[THE REQUEST]: Extract all lines that hold the string "with".

[DATASET]:
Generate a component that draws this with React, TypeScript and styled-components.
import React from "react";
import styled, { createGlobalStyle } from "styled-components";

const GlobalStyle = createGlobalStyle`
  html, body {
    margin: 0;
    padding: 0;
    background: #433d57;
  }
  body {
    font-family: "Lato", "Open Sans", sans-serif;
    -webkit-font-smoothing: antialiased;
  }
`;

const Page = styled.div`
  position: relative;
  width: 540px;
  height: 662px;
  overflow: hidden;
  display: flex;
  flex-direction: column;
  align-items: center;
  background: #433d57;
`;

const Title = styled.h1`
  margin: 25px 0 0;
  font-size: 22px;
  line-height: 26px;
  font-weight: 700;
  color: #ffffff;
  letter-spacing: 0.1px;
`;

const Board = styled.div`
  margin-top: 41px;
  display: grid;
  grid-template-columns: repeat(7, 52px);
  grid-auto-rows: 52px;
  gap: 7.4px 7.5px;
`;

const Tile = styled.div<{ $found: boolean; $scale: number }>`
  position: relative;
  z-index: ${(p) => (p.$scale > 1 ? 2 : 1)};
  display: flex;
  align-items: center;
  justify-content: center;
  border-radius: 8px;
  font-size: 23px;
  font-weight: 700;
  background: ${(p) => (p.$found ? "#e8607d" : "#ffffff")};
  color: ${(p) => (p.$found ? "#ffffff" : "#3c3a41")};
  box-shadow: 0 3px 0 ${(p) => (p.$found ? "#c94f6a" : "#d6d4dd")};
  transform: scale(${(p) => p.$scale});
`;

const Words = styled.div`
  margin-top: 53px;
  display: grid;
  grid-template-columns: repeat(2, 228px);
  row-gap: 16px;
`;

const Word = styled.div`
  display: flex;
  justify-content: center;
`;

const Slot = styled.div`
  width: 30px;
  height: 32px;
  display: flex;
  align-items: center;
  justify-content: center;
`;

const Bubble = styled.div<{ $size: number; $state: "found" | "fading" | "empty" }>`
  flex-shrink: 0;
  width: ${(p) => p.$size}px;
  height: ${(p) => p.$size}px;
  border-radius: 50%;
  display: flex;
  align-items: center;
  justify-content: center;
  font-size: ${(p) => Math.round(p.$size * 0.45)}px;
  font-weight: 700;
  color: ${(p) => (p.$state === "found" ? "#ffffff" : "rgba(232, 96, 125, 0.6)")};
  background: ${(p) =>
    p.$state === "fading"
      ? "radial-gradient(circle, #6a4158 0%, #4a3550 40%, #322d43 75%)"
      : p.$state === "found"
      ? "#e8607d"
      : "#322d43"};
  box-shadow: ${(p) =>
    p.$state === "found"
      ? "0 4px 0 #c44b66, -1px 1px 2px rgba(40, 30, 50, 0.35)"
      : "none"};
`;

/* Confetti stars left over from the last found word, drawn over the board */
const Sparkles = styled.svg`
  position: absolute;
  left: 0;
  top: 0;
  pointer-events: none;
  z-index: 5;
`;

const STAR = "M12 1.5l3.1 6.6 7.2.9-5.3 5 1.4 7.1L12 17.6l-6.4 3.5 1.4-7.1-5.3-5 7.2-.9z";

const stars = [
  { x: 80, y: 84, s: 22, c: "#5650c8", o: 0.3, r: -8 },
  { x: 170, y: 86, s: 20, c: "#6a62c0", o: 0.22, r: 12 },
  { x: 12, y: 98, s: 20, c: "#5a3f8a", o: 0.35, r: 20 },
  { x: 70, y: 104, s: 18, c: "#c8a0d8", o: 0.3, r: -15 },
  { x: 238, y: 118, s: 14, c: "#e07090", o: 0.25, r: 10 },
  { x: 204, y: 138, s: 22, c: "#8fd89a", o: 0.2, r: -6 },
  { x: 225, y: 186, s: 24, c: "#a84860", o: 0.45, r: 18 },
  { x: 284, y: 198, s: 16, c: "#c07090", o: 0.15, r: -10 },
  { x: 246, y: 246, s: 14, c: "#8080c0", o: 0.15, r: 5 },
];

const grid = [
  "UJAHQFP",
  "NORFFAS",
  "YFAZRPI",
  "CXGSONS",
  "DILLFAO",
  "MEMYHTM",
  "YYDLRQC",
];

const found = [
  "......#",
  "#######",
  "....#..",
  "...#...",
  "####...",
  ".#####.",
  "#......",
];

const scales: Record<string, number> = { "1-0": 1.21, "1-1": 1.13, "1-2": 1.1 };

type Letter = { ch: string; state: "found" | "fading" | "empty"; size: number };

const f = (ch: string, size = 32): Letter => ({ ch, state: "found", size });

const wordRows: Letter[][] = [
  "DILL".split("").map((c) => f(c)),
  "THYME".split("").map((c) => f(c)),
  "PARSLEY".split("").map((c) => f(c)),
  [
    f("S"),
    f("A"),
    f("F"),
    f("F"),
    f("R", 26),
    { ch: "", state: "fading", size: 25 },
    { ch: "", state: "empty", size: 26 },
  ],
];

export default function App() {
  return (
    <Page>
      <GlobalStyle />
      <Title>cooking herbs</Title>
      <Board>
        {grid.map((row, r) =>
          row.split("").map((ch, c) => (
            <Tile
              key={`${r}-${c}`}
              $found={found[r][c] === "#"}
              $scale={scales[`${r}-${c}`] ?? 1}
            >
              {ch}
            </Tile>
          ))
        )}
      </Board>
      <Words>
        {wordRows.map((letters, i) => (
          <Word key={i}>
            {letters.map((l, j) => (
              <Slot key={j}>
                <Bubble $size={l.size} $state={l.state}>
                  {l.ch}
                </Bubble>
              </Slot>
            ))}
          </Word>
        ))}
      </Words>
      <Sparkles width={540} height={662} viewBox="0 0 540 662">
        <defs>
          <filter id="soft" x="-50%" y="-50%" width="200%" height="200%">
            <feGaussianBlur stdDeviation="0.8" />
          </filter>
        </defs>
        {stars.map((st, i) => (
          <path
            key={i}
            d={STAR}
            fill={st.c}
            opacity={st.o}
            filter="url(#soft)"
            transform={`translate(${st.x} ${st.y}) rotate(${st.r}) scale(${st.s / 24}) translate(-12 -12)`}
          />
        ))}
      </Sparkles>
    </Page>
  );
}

* * *

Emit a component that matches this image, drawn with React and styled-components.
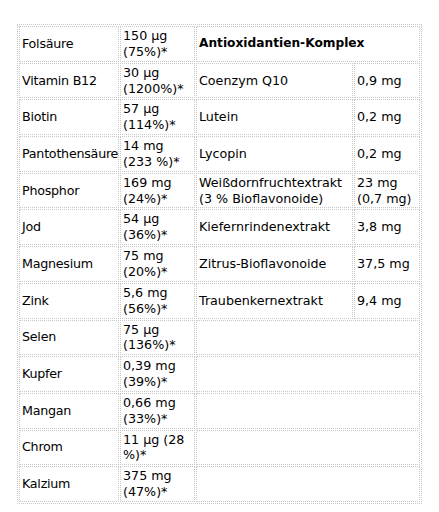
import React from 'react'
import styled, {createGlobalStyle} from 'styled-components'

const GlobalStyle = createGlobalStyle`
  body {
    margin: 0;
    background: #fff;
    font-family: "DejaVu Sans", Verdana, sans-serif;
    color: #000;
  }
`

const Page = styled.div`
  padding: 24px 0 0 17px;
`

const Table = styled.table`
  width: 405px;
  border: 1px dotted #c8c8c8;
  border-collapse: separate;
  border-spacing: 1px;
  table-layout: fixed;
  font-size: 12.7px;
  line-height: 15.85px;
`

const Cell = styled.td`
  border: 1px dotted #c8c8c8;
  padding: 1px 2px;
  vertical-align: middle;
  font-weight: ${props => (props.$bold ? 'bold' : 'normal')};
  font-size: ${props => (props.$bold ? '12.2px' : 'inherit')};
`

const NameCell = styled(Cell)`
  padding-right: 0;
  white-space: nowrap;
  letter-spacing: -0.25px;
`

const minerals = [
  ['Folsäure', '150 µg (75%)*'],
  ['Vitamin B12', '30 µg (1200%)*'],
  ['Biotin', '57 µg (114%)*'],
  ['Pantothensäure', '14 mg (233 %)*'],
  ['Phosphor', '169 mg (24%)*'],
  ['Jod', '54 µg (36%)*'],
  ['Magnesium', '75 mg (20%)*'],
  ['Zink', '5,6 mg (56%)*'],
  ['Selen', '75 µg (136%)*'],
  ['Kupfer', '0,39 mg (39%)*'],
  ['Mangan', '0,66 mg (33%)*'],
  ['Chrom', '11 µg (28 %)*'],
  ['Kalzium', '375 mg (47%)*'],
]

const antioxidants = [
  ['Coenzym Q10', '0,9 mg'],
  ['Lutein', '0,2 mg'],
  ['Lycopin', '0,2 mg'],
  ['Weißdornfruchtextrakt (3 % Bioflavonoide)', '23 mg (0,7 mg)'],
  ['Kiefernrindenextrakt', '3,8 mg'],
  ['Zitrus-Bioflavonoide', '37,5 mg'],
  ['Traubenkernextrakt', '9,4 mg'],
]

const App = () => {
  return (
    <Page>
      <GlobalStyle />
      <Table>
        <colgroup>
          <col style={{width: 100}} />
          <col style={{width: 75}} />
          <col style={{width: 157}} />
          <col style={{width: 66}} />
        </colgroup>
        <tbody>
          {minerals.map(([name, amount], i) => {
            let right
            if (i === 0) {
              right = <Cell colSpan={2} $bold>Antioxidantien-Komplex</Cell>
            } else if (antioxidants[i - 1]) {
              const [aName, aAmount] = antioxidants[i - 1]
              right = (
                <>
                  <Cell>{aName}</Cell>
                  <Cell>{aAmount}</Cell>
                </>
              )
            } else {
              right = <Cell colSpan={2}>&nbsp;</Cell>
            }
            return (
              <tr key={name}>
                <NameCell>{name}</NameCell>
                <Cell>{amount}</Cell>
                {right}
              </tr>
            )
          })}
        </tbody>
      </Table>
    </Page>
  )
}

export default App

[TASK ANSWER]:
Generate a component that draws this with React, TypeScript and styled-components.
Emit a component that matches this image, drawn with React and styled-components.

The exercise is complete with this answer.